Secs. 21a-347 to 21a-375. Reserved for future use.
Sec. 21a-376. Child restraint systems. Requirements. (a) No person shall introduce or deliver for introduction into commerce any child restraint system which does
not conform to the requirements in 49 CFR Part 571.213.
(b) The Commissioner of Consumer Protection may (1) detain or embargo any child
restraint system which does not conform to the requirements of 49 CFR Part 571.213
and (2) order repurchase of any child restraint system which does not conform to such
requirements.
(c) In addition to any other remedies at law, the commissioner may apply to the
Superior Court for, and the court shall have jurisdiction upon hearing and for cause
shown to grant, a temporary or permanent injunction restraining any person from violating subsection (a) of this section.

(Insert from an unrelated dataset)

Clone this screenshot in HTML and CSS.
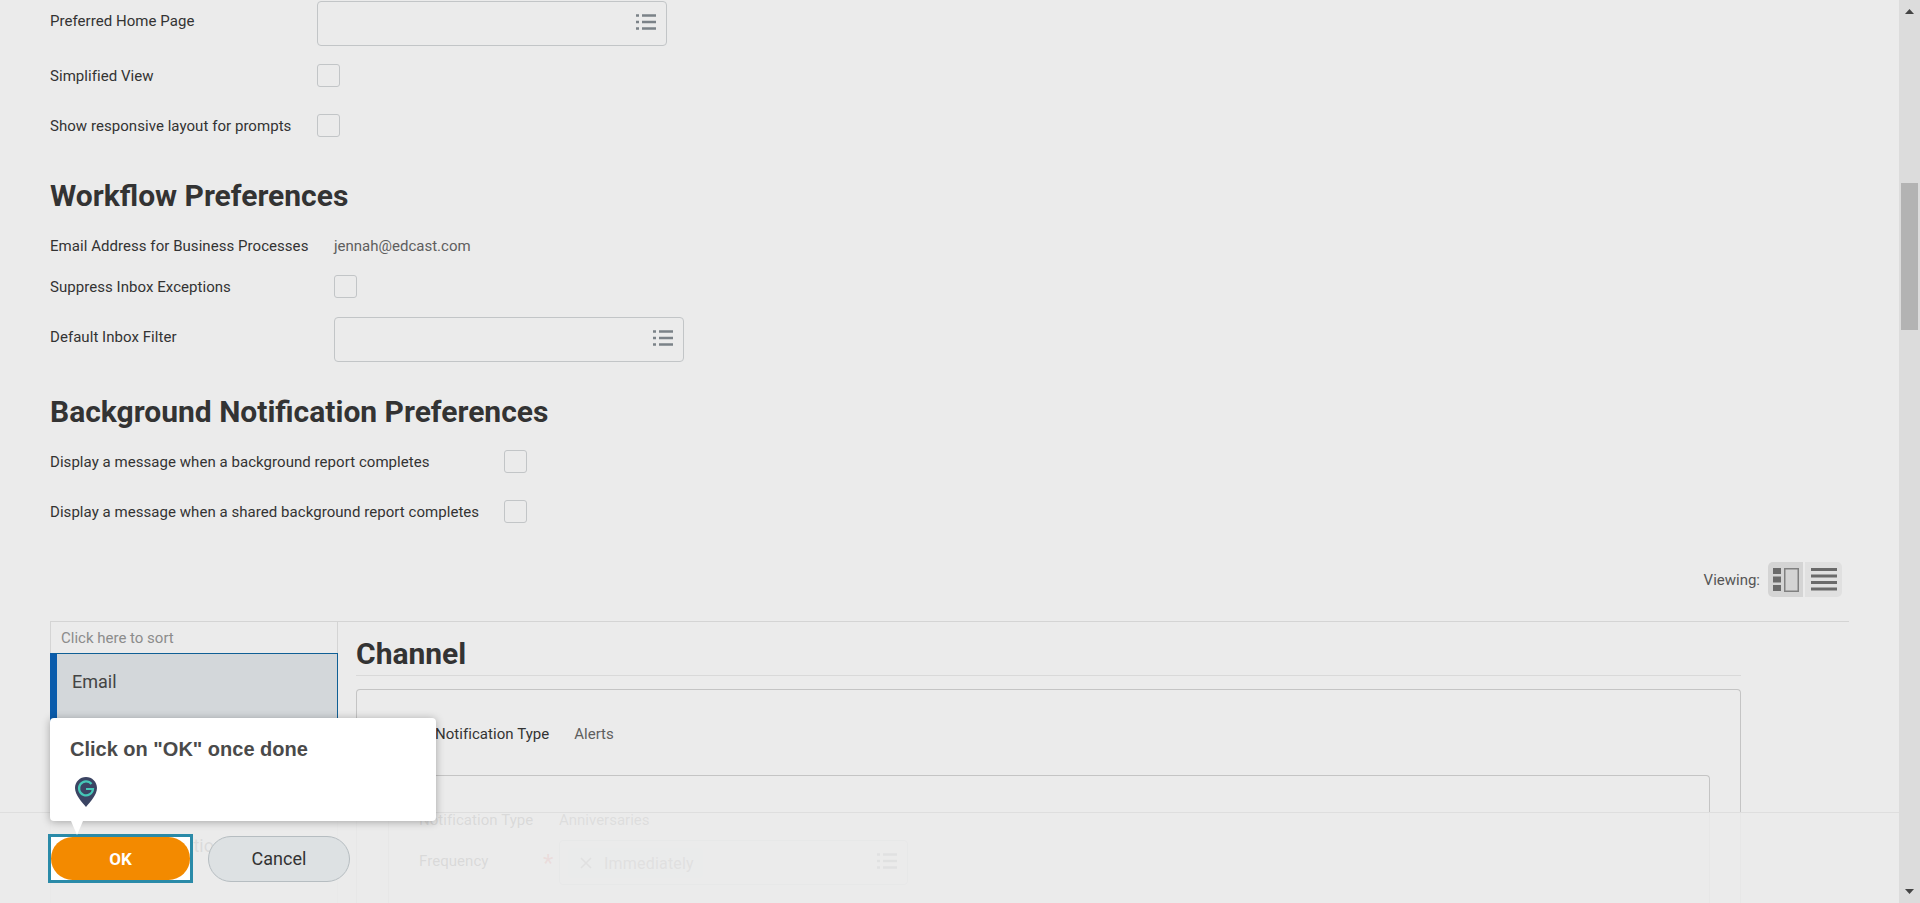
FILE: index.html
```html
<!DOCTYPE html>
<html lang="en">
<head>
<meta charset="utf-8">
<title>Preferences</title>
<link rel="stylesheet" href="styles.css">
</head>
<body>
<div class="app">
  <main class="main">
    <div class="row row-input first">
      <label class="label col-a">Preferred Home Page</label>
      <div class="prompt"><svg class="list-icon" viewBox="0 0 20 16"><path d="M0 1.5h3M6 1.5h14M0 8h3M6 8h14M0 14.5h3M6 14.5h14"/></svg></div>
    </div>
    <div class="row gap-18">
      <label class="label col-a">Simplified View</label>
      <span class="check"></span>
    </div>
    <div class="row gap-27">
      <label class="label col-a">Show responsive layout for prompts</label>
      <span class="check"></span>
    </div>

    <h2 class="heading gap-41">Workflow Preferences</h2>
    <div class="row text-row gap-22">
      <label class="label col-b">Email Address for Business Processes</label>
      <span class="value">jennah@edcast.com</span>
    </div>
    <div class="row gap-19">
      <label class="label col-b">Suppress Inbox Exceptions</label>
      <span class="check"></span>
    </div>
    <div class="row row-input gap-19">
      <label class="label col-b">Default Inbox Filter</label>
      <div class="prompt"><svg class="list-icon" viewBox="0 0 20 16"><path d="M0 1.5h3M6 1.5h14M0 8h3M6 8h14M0 14.5h3M6 14.5h14"/></svg></div>
    </div>

    <h2 class="heading gap-32">Background Notification Preferences</h2>
    <div class="row gap-20">
      <label class="label col-c">Display a message when a background report completes</label>
      <span class="check"></span>
    </div>
    <div class="row gap-27">
      <label class="label col-c">Display a message when a shared background report completes</label>
      <span class="check"></span>
    </div>

    <div class="viewing">
      <span class="viewing-label">Viewing:</span>
      <div class="toggle">
        <span class="seg seg-on">
          <svg viewBox="0 0 26 24" width="26" height="24"><path class="ic-fill" d="M0 0h8v6H0zM0 8.500h8v6H0zM0 17h8v6H0z"/><rect class="ic-line" x="11.750" y="0.750" width="13.500" height="22.500"/></svg>
        </span>
        <span class="seg seg-off">
          <svg viewBox="0 0 26 24" width="26" height="24"><path class="ic-fill" d="M0 0h26v3H0zM0 6.500h26v3H0zM0 13h26v3H0zM0 19.500h26v3H0z"/></svg>
        </span>
      </div>
    </div>

    <div class="split">
      <aside class="list">
        <div class="sort">Click here to sort</div>
        <div class="item item-on">Email</div>
        <div class="item">Mobile Notification</div>
      </aside>
      <section class="detail">
        <h2 class="detail-title">Channel</h2>
        <div class="card">
          <div class="card-head">
            <span class="label">Notification Type</span>
            <span class="value">Alerts</span>
          </div>
          <div class="inner">
            <div class="inner-row">
              <span class="label label-w">Notification Type</span>
              <span class="value">Anniversaries</span>
            </div>
            <div class="inner-row freq">
              <span class="label label-w">Frequency<i class="star">*</i></span>
              <div class="prompt prompt-chip">
                <span class="chip"><svg class="chip-x" viewBox="0 0 12 12"><path d="M1 1l10 10M11 1L1 11"/></svg>Immediately</span>
                <svg class="list-icon" viewBox="0 0 20 16"><path d="M0 1.5h3M6 1.5h14M0 8h3M6 8h14M0 14.5h3M6 14.5h14"/></svg>
              </div>
            </div>
          </div>
        </div>
      </section>
    </div>

    <footer class="footer">
      <span class="ok-ring"><button class="btn btn-ok">OK</button></span>
      <button class="btn btn-cancel">Cancel</button>
    </footer>

    <div class="tip">
      <p class="tip-text">Click on "OK" once done</p>
      <svg class="pin" viewBox="0 0 22 30" width="22" height="30">
        <path class="pin-body" d="M11 0C5 0 0 4.800 0 11c0 7 7 14 11 19 4-5 11-12 11-19C22 4.800 17 0 11 0z"/>
        <path class="pin-g" d="M16.500 7A7 7 0 1 0 18 12H11"/>
      </svg>
      <span class="tip-arrow"></span>
    </div>
  </main>
  <div class="scrollbar">
    <svg class="arrow" viewBox="0 0 9 5" width="9" height="5"><path d="M4.500 0L9 5H0z"/></svg>
    <div class="thumb"></div>
    <svg class="arrow arrow-down" viewBox="0 0 9 5" width="9" height="5"><path d="M0 0h9L4.500 5z"/></svg>
  </div>
</div>
</body>
</html>
```
FILE: styles.css
```css
* { box-sizing: border-box; }
html, body { margin: 0; height: 100%; overflow: hidden; }
body { font-family: Roboto, "Liberation Sans", sans-serif; color: #333; background: #ebebeb; }
.app { display: flex; height: 903px; overflow: hidden; }
.main { flex: 1; min-width: 0; position: relative; overflow: hidden; padding: 1px 50px 0; }

.row { display: flex; align-items: center; }
.row-input { align-items: flex-start; }
.row-input .label { line-height: 20px; padding-top: 10px; }
.text-row { height: 20px; }
.label { font-size: 15px; line-height: 20px; font-weight: 400; color: #333; letter-spacing: .05px; flex: none; }
.col-a { width: 267px; }
.col-b { width: 284px; }
.col-c { width: 454px; }
.value { font-size: 15px; line-height: 20px; color: #5e5e5e; }

.gap-18 { margin-top: 18px; }
.gap-19 { margin-top: 19px; }
.gap-20 { margin-top: 20px; }
.gap-22 { margin-top: 22px; }
.gap-27 { margin-top: 27px; }
.gap-32 { margin-top: 32px; }
.gap-41 { margin-top: 41px; }

.prompt { width: 350px; height: 45px; border: 1px solid #c2c5c7; border-radius: 4px; position: relative; flex: none; }
.list-icon { position: absolute; right: 10px; top: 12px; width: 20px; height: 16px; fill: none; stroke: #7b8288; stroke-width: 2.600; }
.check { width: 23px; height: 23px; border: 1px solid #c2c5c7; border-radius: 3px; flex: none; }
.heading { margin-bottom: 0; font-size: 30px; line-height: 36px; font-weight: 700; color: #333; margin-left: 0; margin-right: 0; }

.viewing { display: flex; justify-content: flex-end; align-items: center; margin-top: 39px; height: 35px; padding-right: 7px; }
.viewing-label { font-size: 15px; color: #555; margin-right: 8px; }
.toggle { display: flex; gap: 2px; width: 74px; height: 35px; border-radius: 5px; overflow: hidden; }
.seg { display: flex; align-items: center; justify-content: center; height: 100%; }
.seg-on { width: 35px; background: #d4d4d4; }
.seg-off { width: 37px; background: #e0e0e0; }
.ic-fill { fill: #6a6a6a; }
.ic-line { fill: none; stroke: #808080; stroke-width: 1.500; }

.split { display: flex; margin-top: 24px; border-top: 1px solid #d4d4d4; gap: 18px; height: 400px; }
.list { width: 288px; flex: none; border-left: 1px solid #d4d4d4; border-right: 1px solid #d4d4d4; }
.sort { height: 31px; padding-left: 10px; font-size: 15px; line-height: 32px; color: #8c8c8c; }
.item { font-size: 18px; line-height: 24px; color: #444; padding: 16px 0 0 22px; height: 60px; margin-left: -1px; margin-right: -1px; }
.item-on { height: 165px; background: #d3d7da; border: 1px solid #0f5f95; border-left: 7px solid #0b5cab; padding: 16px 0 0 15px; }

.detail { width: 1385px; flex: none; }
.detail-title { margin: 14px 0 0; font-size: 30px; line-height: 36px; font-weight: 700; color: #333; border-bottom: 1px solid #d9d9d9; height: 40px; }
.card { margin-top: 13px; border: 1px solid #c4c4c4; border-bottom: 0; border-radius: 4px 4px 0 0; height: 300px; padding: 34px 0 0 31px; }
.card-head { display: flex; gap: 25px; margin-left: 47px; height: 51px; }
.inner { border: 1px solid #c4c4c4; border-bottom: 0; border-radius: 4px 4px 0 0; width: 1322px; height: 250px; padding: 34px 0 0 30px; margin-top: 0; }
.inner-row { display: flex; align-items: flex-start; }
.label-w { width: 140px; position: relative; }
.star { position: absolute; left: 124px; top: 2px; color: #d9534f; font-style: normal; font-size: 24px; }
.freq { margin-top: 10px; }
.freq .label { margin-top: 11px; }
.prompt-chip { width: 349px; }
.chip { position: absolute; left: 8px; top: 7px; width: 135px; height: 30px; background: #e0e3e6; border-radius: 3px; display: flex; align-items: center; font-size: 16px; color: #777; letter-spacing: .2px; padding-left: 12px; gap: 12px; }
.chip-x { width: 12px; height: 12px; fill: none; stroke: #777; stroke-width: 1.500; }

.footer { position: absolute; left: 0; right: 0; top: 812px; height: 91px; background: rgba(235,235,235,.9); border-top: 1px solid #dedede; display: flex; align-items: flex-start; padding: 21px 0 0 48px; gap: 15px; }
.ok-ring { width: 145px; height: 49px; border: 3px solid #2a8aa8; background: #fff; display: flex; flex: none; }
.btn { font-family: Roboto, "Liberation Sans", sans-serif; font-size: 16px; border-radius: 23px; padding: 0; cursor: pointer; }
.btn-ok { width: 139px; height: 43px; border: 0; background: #f38a00; color: #fff; font-weight: 700; font-size: 17px; }
.btn-cancel { width: 142px; height: 46px; margin-top: 2px; padding-bottom: 2px; background: #dde1e3; border: 1px solid #b6bdc1; color: #333; font-weight: 400; font-size: 18px; }

.tip { position: absolute; left: 50px; top: 718px; width: 386px; height: 103px; background: #fff; border-radius: 4px; box-shadow: 0 1px 8px rgba(0,0,0,.3); padding: 20px 20px 0; }
.tip-text { margin: 0; font-family: "Liberation Sans", Arial, sans-serif; font-size: 20px; line-height: 23px; font-weight: 700; color: #4a4a4a; }
.pin { display: block; margin: 16px 0 0 5px; }
.pin-body { fill: #3b4463; }
.pin-g { fill: none; stroke: #45c7b7; stroke-width: 2.200; }
.tip-arrow { position: absolute; left: 21px; top: 103px; width: 0; height: 0; border-left: 6px solid transparent; border-right: 6px solid transparent; border-top: 14px solid #fff; }

.scrollbar { width: 21px; flex: none; background: #dcdcdc; display: flex; flex-direction: column; align-items: center; padding-top: 9px; }
.arrow { fill: #444; flex: none; }
.thumb { width: 17px; height: 147px; margin-top: 169px; background: #b3b3b3; flex: none; }
.arrow-down { margin-top: auto; margin-bottom: 9px; }
```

(P.A. 93-292, S. 5; June 30 Sp. Sess. P.A. 03-6, S. 146(c); P.A. 04-189, S. 1.)
History: June 30 Sp. Sess. P.A. 03-6 replaced Commissioner of Consumer Protection with Commissioner of Agriculture
and Consumer Protection, effective July 1, 2004; P.A. 04-189 repealed Sec. 146 of June 30 Sp. Sess. P.A. 03-6, thereby
reversing the merger of the Departments of Agriculture and Consumer Protection, effective June 1, 2004.